The Positive side of Unprepared

Some of the most stressful times in my professional life are when I feel unprepared. Like taking Spanish 2 in College and the teacher only spoke in Spanish. Everyday I prayed that I was never called on. In fact, I would not have known if they called me since I don't speak Spanish. Regardless, feeling unprepared is a terrible feeling. Below Seth Godin writes why being unprepared is also a positive thing. 

Originally written by Seth Godin. You can access the original article here

Is there anything worse we can say about you and your work?

"You are unprepared."

But the word "unprepared" means two things, not just one. There is the unprepared of the quiz at school, of forgetting your lines, of showing up to a gunfight with a knife… this is the unprepared of the industrial world, the unprepared of being an industrial cog in an industrial system, a cog that is out-of-whack, disconnected and poorly maintained.

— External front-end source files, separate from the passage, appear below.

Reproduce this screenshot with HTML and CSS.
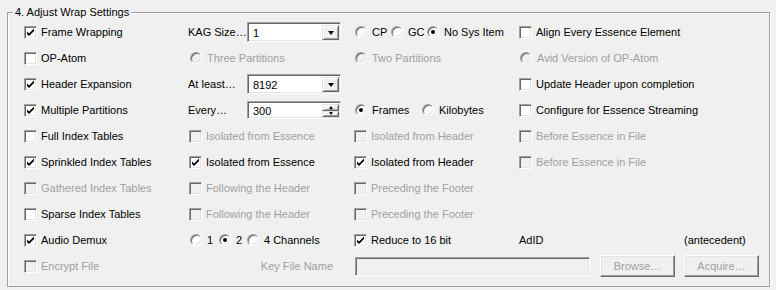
FILE: index.html
```html
<!DOCTYPE html>
<html>
<head>
<meta charset="utf-8">
<link rel="stylesheet" href="styles.css">
</head>
<body>
<fieldset class="group">
  <legend class="title">4. Adjust Wrap Settings</legend>
  <div class="grid">
    <!-- row 1 -->
    <label class="chk"><span class="box"><svg class="mark" viewBox="0 0 11 11"><path d="M2 4.5 L2 7 L4 9 L9 4 L9 1.5 L4 6.5 Z"/></svg></span>Frame Wrapping</label>
    <div class="field"><span class="flabel">KAG Size…</span><div class="combo"><span class="val">1</span><span class="drop"><span class="tri"></span></span></div></div>
    <div class="radios c3">
      <label class="rad w36"><span class="circle"></span>CP</label>
      <label class="rad w36"><span class="circle"></span>GC</label>
      <label class="rad"><span class="circle on"></span>No Sys Item</label>
    </div>
    <label class="chk"><span class="box"></span>Align Every Essence Element</label>

    <!-- row 2 -->
    <label class="chk"><span class="box"></span>OP-Atom</label>
    <label class="rad dis c2r"><span class="circle"></span>Three Partitions</label>
    <label class="rad dis c3"><span class="circle"></span>Two Partitions</label>
    <label class="rad dis c4r"><span class="circle"></span>Avid Version of OP-Atom</label>

    <!-- row 3 -->
    <label class="chk"><span class="box"><svg class="mark" viewBox="0 0 11 11"><path d="M2 4.5 L2 7 L4 9 L9 4 L9 1.5 L4 6.5 Z"/></svg></span>Header Expansion</label>
    <div class="field"><span class="flabel">At least…</span><div class="combo"><span class="val">8192</span><span class="drop"><span class="tri"></span></span></div></div>
    <span></span>
    <label class="chk"><span class="box"></span>Update Header upon completion</label>

    <!-- row 4 -->
    <label class="chk"><span class="box"><svg class="mark" viewBox="0 0 11 11"><path d="M2 4.5 L2 7 L4 9 L9 4 L9 1.5 L4 6.5 Z"/></svg></span>Multiple Partitions</label>
    <div class="field"><span class="flabel">Every…</span><div class="spin"><span class="val">300</span><span class="spinbtns"><span class="sb"><span class="tri up"></span></span><span class="sb"><span class="tri sm"></span></span></span></div></div>
    <div class="radios c3">
      <label class="rad w67"><span class="circle on"></span>Frames</label>
      <label class="rad"><span class="circle"></span>Kilobytes</label>
    </div>
    <label class="chk"><span class="box"></span>Configure for Essence Streaming</label>

    <!-- row 5 -->
    <label class="chk"><span class="box"></span>Full Index Tables</label>
    <label class="chk dis c2"><span class="box"></span>Isolated from Essence</label>
    <label class="chk dis"><span class="box"></span>Isolated from Header</label>
    <label class="chk dis"><span class="box"></span>Before Essence in File</label>

    <!-- row 6 -->
    <label class="chk"><span class="box"><svg class="mark" viewBox="0 0 11 11"><path d="M2 4.5 L2 7 L4 9 L9 4 L9 1.5 L4 6.5 Z"/></svg></span>Sprinkled Index Tables</label>
    <label class="chk c2"><span class="box"><svg class="mark" viewBox="0 0 11 11"><path d="M2 4.5 L2 7 L4 9 L9 4 L9 1.5 L4 6.5 Z"/></svg></span>Isolated from Essence</label>
    <label class="chk"><span class="box"><svg class="mark" viewBox="0 0 11 11"><path d="M2 4.5 L2 7 L4 9 L9 4 L9 1.5 L4 6.5 Z"/></svg></span>Isolated from Header</label>
    <label class="chk dis"><span class="box"></span>Before Essence in File</label>

    <!-- row 7 -->
    <label class="chk dis"><span class="box"></span>Gathered Index Tables</label>
    <label class="chk dis c2"><span class="box"></span>Following the Header</label>
    <label class="chk dis"><span class="box"></span>Preceding the Footer</label>
    <span></span>

    <!-- row 8 -->
    <label class="chk"><span class="box"></span>Sparse Index Tables</label>
    <label class="chk dis c2"><span class="box"></span>Following the Header</label>
    <label class="chk dis"><span class="box"></span>Preceding the Footer</label>
    <span></span>

    <!-- row 9 -->
    <label class="chk"><span class="box"><svg class="mark" viewBox="0 0 11 11"><path d="M2 4.5 L2 7 L4 9 L9 4 L9 1.5 L4 6.5 Z"/></svg></span>Audio Demux</label>
    <div class="radios c2r">
      <label class="rad w29"><span class="circle"></span>1</label>
      <label class="rad w28"><span class="circle on"></span>2</label>
      <label class="rad"><span class="circle"></span>4 Channels</label>
    </div>
    <label class="chk"><span class="box"><svg class="mark" viewBox="0 0 11 11"><path d="M2 4.5 L2 7 L4 9 L9 4 L9 1.5 L4 6.5 Z"/></svg></span>Reduce to 16 bit</label>
    <div class="adid"><span class="adlabel">AdID</span><span>(antecedent)</span></div>

    <!-- row 10 -->
    <label class="chk dis"><span class="box"></span>Encrypt File</label>
    <span class="keylabel dis">Key File Name</span>
    <div class="keyrow">
      <span class="textbox"></span>
      <button class="btn" disabled>Browse…</button>
      <button class="btn" disabled>Acquire…</button>
    </div>
  </div>
</fieldset>
</body>
</html>
```

FILE: styles.css
```css
* { box-sizing: border-box; }

html, body {
  margin: 0;
  background: #f0f0f0;
}

body {
  font: 11px "Liberation Sans", Arial, sans-serif;
  color: #000;
}

.group {
  margin: 6px 6px 0 7px;
  padding: 0 0 7px 0;
  border: 1px solid #a0a0a0;
  box-shadow: inset 1px 1px 0 #fff, 1px 1px 0 #fff;
  min-width: 0;
}

.title {
  margin-left: 5px;
  padding: 0 2px;
  line-height: 13px;
  height: 13px;
}

.grid {
  display: grid;
  grid-template-columns: 164px 166px 165px 1fr;
  grid-auto-rows: 26px;
  align-items: center;
  padding-left: 16px;
}

.chk, .rad {
  display: flex;
  align-items: center;
  white-space: nowrap;
}

.chk { gap: 4px; }
.rad { gap: 5px; }

.c2 { margin-left: 1px; }
.c2r { margin-left: 2px; }
.c3 { margin-left: 1px; }
.c4r { margin-left: 1px; }

.dis { color: #a0a0a0; }

.box {
  width: 13px;
  height: 13px;
  flex: none;
  background: #fff;
  border: 1px solid;
  border-color: #a0a0a0 #fff #fff #a0a0a0;
  box-shadow: inset 1px 1px 0 #696969, inset -1px -1px 0 #e3e3e3;
  display: flex;
  align-items: center;
  justify-content: center;
}

.dis .box { background: #f0f0f0; }

.mark {
  width: 11px;
  height: 11px;
  fill: #000;
}

.circle {
  width: 12px;
  height: 12px;
  flex: none;
  border-radius: 50%;
  background: #fff;
  border: 1px solid;
  border-color: #a0a0a0 #fff #fff #a0a0a0;
  box-shadow: inset 1px 1px 0 #696969, inset -1px -1px 0 #e3e3e3;
  display: flex;
  align-items: center;
  justify-content: center;
}

.dis .circle { background: #f0f0f0; }

.circle.on::after {
  content: "";
  width: 4px;
  height: 4px;
  border-radius: 50%;
  background: #000;
}

.radios {
  display: flex;
  align-items: center;
}

.w36 { width: 36px; }
.w67 { width: 67px; }
.w29 { width: 29px; }
.w28 { width: 28px; }

.field {
  display: flex;
  align-items: center;
}

.flabel {
  width: 59px;
  flex: none;
  white-space: nowrap;
}

.combo, .spin {
  width: 94px;
  height: 20px;
  background: #fff;
  border: 1px solid;
  border-color: #a0a0a0 #fff #fff #a0a0a0;
  box-shadow: inset 1px 1px 0 #696969, inset -1px -1px 0 #e3e3e3;
  display: flex;
  align-items: stretch;
  padding: 2px 1px 1px 2px;
}

.spin { height: 18px; }

.val {
  flex: 1;
  padding-left: 3px;
  display: flex;
  align-items: center;
}

.drop, .sb {
  width: 17px;
  background: #f0f0f0;
  border: 1px solid;
  border-color: #e3e3e3 #696969 #696969 #e3e3e3;
  box-shadow: inset 1px 1px 0 #fff, inset -1px -1px 0 #a0a0a0;
  display: flex;
  align-items: center;
  justify-content: center;
}

.spinbtns {
  width: 17px;
  display: flex;
  flex-direction: column;
}

.sb { flex: 1; width: 17px; }

.tri {
  width: 0;
  height: 0;
  border-left: 3.5px solid transparent;
  border-right: 3.5px solid transparent;
  border-top: 4px solid #000;
}

.tri.up {
  border-top: 0;
  border-left-width: 2.5px;
  border-right-width: 2.5px;
  border-bottom: 3px solid #000;
}

.tri.sm {
  border-left-width: 2.5px;
  border-right-width: 2.5px;
  border-top-width: 3px;
}

.adid {
  display: flex;
  align-items: center;
}

.adlabel { width: 165px; }

.keylabel {
  text-align: right;
  padding-right: 21px;
  white-space: nowrap;
}

.keyrow {
  grid-column: 3 / 5;
  display: flex;
  align-items: center;
  margin-left: 1px;
}

.textbox {
  width: 235px;
  height: 19px;
  background: #f0f0f0;
  border: 1px solid;
  border-color: #a0a0a0 #fff #fff #a0a0a0;
  box-shadow: inset 1px 1px 0 #696969, inset -1px -1px 0 #e3e3e3;
  margin-right: 10px;
}

.btn {
  width: 75px;
  height: 22px;
  margin: 0 9px 0 0;
  padding: 0;
  font: inherit;
  color: #a0a0a0;
  background: #f0f0f0;
  border: 1px solid;
  border-color: #fff #696969 #696969 #fff;
  box-shadow: inset -1px -1px 0 #a0a0a0, inset 1px 1px 0 #e3e3e3;
}
```
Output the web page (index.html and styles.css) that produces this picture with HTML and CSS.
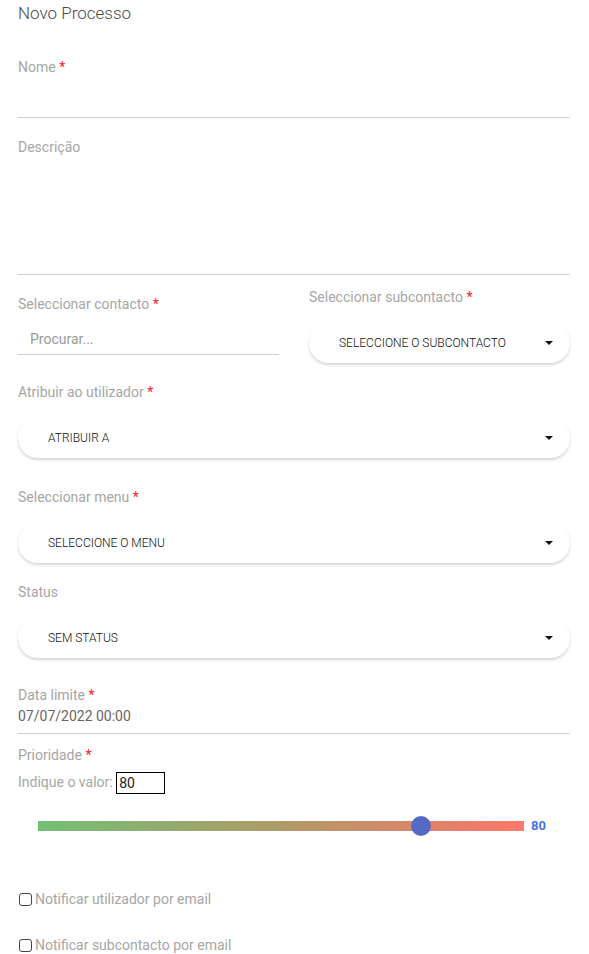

What about the other kind, though?

We are unprepared to do something for the first time, always.

We are unprepared to create a new kind of beauty, to connect with another human in a way that we’ve never connected before.

We are unprepared for our first bestseller, or for a massive failure unlike any we’ve ever seen before. We are unprepared to fall in love, and to be loved.

We are unprepared for the reaction when we surprise and delight someone, and unprepared, we must be unprepared, for the next breakthrough. 

We've been so terrified into the importance of preparation, it's spilled over into that other realm, the realm of life where we have no choice but to be unprepared.

If you demand that everything that happens be something you are adequately prepared for, I wonder if you’ve chosen never to leap in ways that we need you to leap. Once we embrace this chasm, then for the things for which we can never be prepared, we are of course, always prepared.